Set down the data below without change, skipping the pictures it holds.

**GIVEN INFORMATION**
☆ ☆ ☆ ☆ ☆
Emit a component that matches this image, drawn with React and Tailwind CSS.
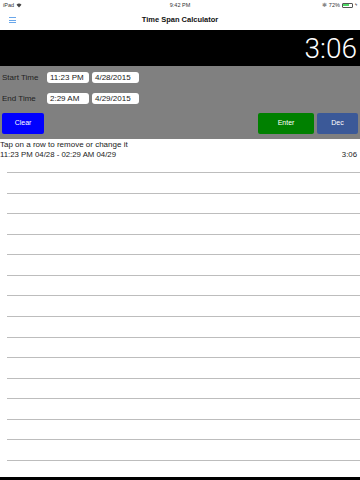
const rows = Array.from({ length: 15 })

const Field = ({ w, children }) => (
  <div className={`h-[11px] ${w} bg-white rounded-[3px] flex items-center pl-[3px] text-[8px] text-[#222]`}>
    {children}
  </div>
)

const App = () => {
  return (
    <div className="w-[360px] h-[480px] bg-white overflow-hidden flex flex-col" style={{ fontFamily: '"Liberation Sans", Arial, sans-serif' }}>
      {/* status bar */}
      <div className="h-[10px] shrink-0 flex items-center justify-between px-[3px] text-[5.5px] text-[#333] relative">
        <div className="flex items-center gap-[2px]">
          <span>iPad</span>
          <svg width="6" height="5" viewBox="0 0 12 10">
            <path d="M6 9 L1 3.5 A7 7 0 0 1 11 3.5 Z" fill="#444" />
          </svg>
        </div>
        <span className="absolute left-1/2 -translate-x-1/2">9:42 PM</span>
        <div className="flex items-center gap-[2px]">
          <span className="text-[#888]">✱</span>
          <span>72%</span>
          <div className="w-[11px] h-[5px] border border-[#555] rounded-[1px] p-[0.5px] flex">
            <div className="w-[70%] h-full bg-[#4cd964]" />
          </div>
          <span className="text-[4px]">ϟ</span>
        </div>
      </div>

      {/* nav bar */}
      <div className="h-[20px] shrink-0 flex items-center relative">
        <div className="ml-[9px] flex flex-col gap-[1.5px]">
          <div className="w-[7px] h-[1px] bg-[#6aa7ea]" />
          <div className="w-[7px] h-[1px] bg-[#6aa7ea]" />
          <div className="w-[7px] h-[1px] bg-[#6aa7ea]" />
        </div>
        <span className="absolute left-1/2 -translate-x-1/2 text-[7.5px] font-bold text-[#111]">Time Span Calculator</span>
      </div>

      {/* total display */}
      <div className="h-[36px] shrink-0 bg-black flex items-center justify-end pr-[3px]">
        <span className="text-[28px] font-light text-white leading-none mt-[2px]" style={{ fontFamily: 'Roboto, "Liberation Sans", sans-serif' }}>3:06</span>
      </div>

      {/* inputs */}
      <div className="h-[73px] shrink-0 bg-[#808080] flex flex-col px-[2px] pt-[6px]">
        <div className="flex items-center h-[11px]">
          <span className="w-[45px] text-[8px] text-[#222]">Start Time</span>
          <Field w="w-[42px]">11:23 PM</Field>
          <div className="w-[3px]" />
          <Field w="w-[47px]">4/28/2015</Field>
        </div>
        <div className="flex items-center h-[11px] mt-[10px]">
          <span className="w-[45px] text-[8px] text-[#222]">End Time</span>
          <Field w="w-[42px]">2:29 AM</Field>
          <div className="w-[3px]" />
          <Field w="w-[47px]">4/29/2015</Field>
        </div>
        <div className="flex items-center mt-[9px] h-[21px]">
          <div className="w-[42px] h-full bg-[#0000ff] rounded-[2px] flex items-center justify-center text-[7px] text-white">Clear</div>
          <div className="flex-1" />
          <div className="w-[56px] h-full bg-[#008000] rounded-[2px] flex items-center justify-center text-[7px] text-white">Enter</div>
          <div className="w-[3px]" />
          <div className="w-[41px] h-full bg-[#3b5998] rounded-[2px] flex items-center justify-center text-[7px] text-white">Dec</div>
        </div>
      </div>

      {/* list */}
      <div className="flex-1 min-h-0 flex flex-col text-[#222]">
        <div className="h-[9px] shrink-0 flex items-center mt-[1px] text-[8px]">Tap on a row to remove or change it</div>
        <div className="h-[10px] shrink-0 flex items-center justify-between pr-[3px] mt-[1px] text-[7.8px]">
          <span>11:23 PM 04/28 - 02:29 AM 04/29</span>
          <span>3:06</span>
        </div>
        <div className="mt-[12px] pl-[7px] shrink-0">
          {rows.map((_, i) => (
            <div key={i} className="h-[20.57px] border-t border-[#bdbdbd]" />
          ))}
        </div>
      </div>
      <div className="h-[3px] shrink-0 bg-black" />
    </div>
  )
}

export default App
☆ ☆ ☆ ☆ ☆
**FULL SOLUTION**
Emit a component that matches this image, drawn with React and Tailwind CSS.
const rows = Array.from({ length: 15 })

const Field = ({ w, children }) => (
  <div className={`h-[11px] ${w} bg-white rounded-[3px] flex items-center pl-[3px] text-[8px] text-[#222]`}>
    {children}
  </div>
)

const App = () => {
  return (
    <div className="w-[360px] h-[480px] bg-white overflow-hidden flex flex-col" style={{ fontFamily: '"Liberation Sans", Arial, sans-serif' }}>
      {/* status bar */}
      <div className="h-[10px] shrink-0 flex items-center justify-between px-[3px] text-[5.5px] text-[#333] relative">
        <div className="flex items-center gap-[2px]">
          <span>iPad</span>
          <svg width="6" height="5" viewBox="0 0 12 10">
            <path d="M6 9 L1 3.5 A7 7 0 0 1 11 3.5 Z" fill="#444" />
          </svg>
        </div>
        <span className="absolute left-1/2 -translate-x-1/2">9:42 PM</span>
        <div className="flex items-center gap-[2px]">
          <span className="text-[#888]">✱</span>
          <span>72%</span>
          <div className="w-[11px] h-[5px] border border-[#555] rounded-[1px] p-[0.5px] flex">
            <div className="w-[70%] h-full bg-[#4cd964]" />
          </div>
          <span className="text-[4px]">ϟ</span>
        </div>
      </div>

      {/* nav bar */}
      <div className="h-[20px] shrink-0 flex items-center relative">
        <div className="ml-[9px] flex flex-col gap-[1.5px]">
          <div className="w-[7px] h-[1px] bg-[#6aa7ea]" />
          <div className="w-[7px] h-[1px] bg-[#6aa7ea]" />
          <div className="w-[7px] h-[1px] bg-[#6aa7ea]" />
        </div>
        <span className="absolute left-1/2 -translate-x-1/2 text-[7.5px] font-bold text-[#111]">Time Span Calculator</span>
      </div>

      {/* total display */}
      <div className="h-[36px] shrink-0 bg-black flex items-center justify-end pr-[3px]">
        <span className="text-[28px] font-light text-white leading-none mt-[2px]" style={{ fontFamily: 'Roboto, "Liberation Sans", sans-serif' }}>3:06</span>
      </div>

      {/* inputs */}
      <div className="h-[73px] shrink-0 bg-[#808080] flex flex-col px-[2px] pt-[6px]">
        <div className="flex items-center h-[11px]">
          <span className="w-[45px] text-[8px] text-[#222]">Start Time</span>
          <Field w="w-[42px]">11:23 PM</Field>
          <div className="w-[3px]" />
          <Field w="w-[47px]">4/28/2015</Field>
        </div>
        <div className="flex items-center h-[11px] mt-[10px]">
          <span className="w-[45px] text-[8px] text-[#222]">End Time</span>
          <Field w="w-[42px]">2:29 AM</Field>
          <div className="w-[3px]" />
          <Field w="w-[47px]">4/29/2015</Field>
        </div>
        <div className="flex items-center mt-[9px] h-[21px]">
          <div className="w-[42px] h-full bg-[#0000ff] rounded-[2px] flex items-center justify-center text-[7px] text-white">Clear</div>
          <div className="flex-1" />
          <div className="w-[56px] h-full bg-[#008000] rounded-[2px] flex items-center justify-center text-[7px] text-white">Enter</div>
          <div className="w-[3px]" />
          <div className="w-[41px] h-full bg-[#3b5998] rounded-[2px] flex items-center justify-center text-[7px] text-white">Dec</div>
        </div>
      </div>

      {/* list */}
      <div className="flex-1 min-h-0 flex flex-col text-[#222]">
        <div className="h-[9px] shrink-0 flex items-center mt-[1px] text-[8px]">Tap on a row to remove or change it</div>
        <div className="h-[10px] shrink-0 flex items-center justify-between pr-[3px] mt-[1px] text-[7.8px]">
          <span>11:23 PM 04/28 - 02:29 AM 04/29</span>
          <span>3:06</span>
        </div>
        <div className="mt-[12px] pl-[7px] shrink-0">
          {rows.map((_, i) => (
            <div key={i} className="h-[20.57px] border-t border-[#bdbdbd]" />
          ))}
        </div>
      </div>
      <div className="h-[3px] shrink-0 bg-black" />
    </div>
  )
}

export default App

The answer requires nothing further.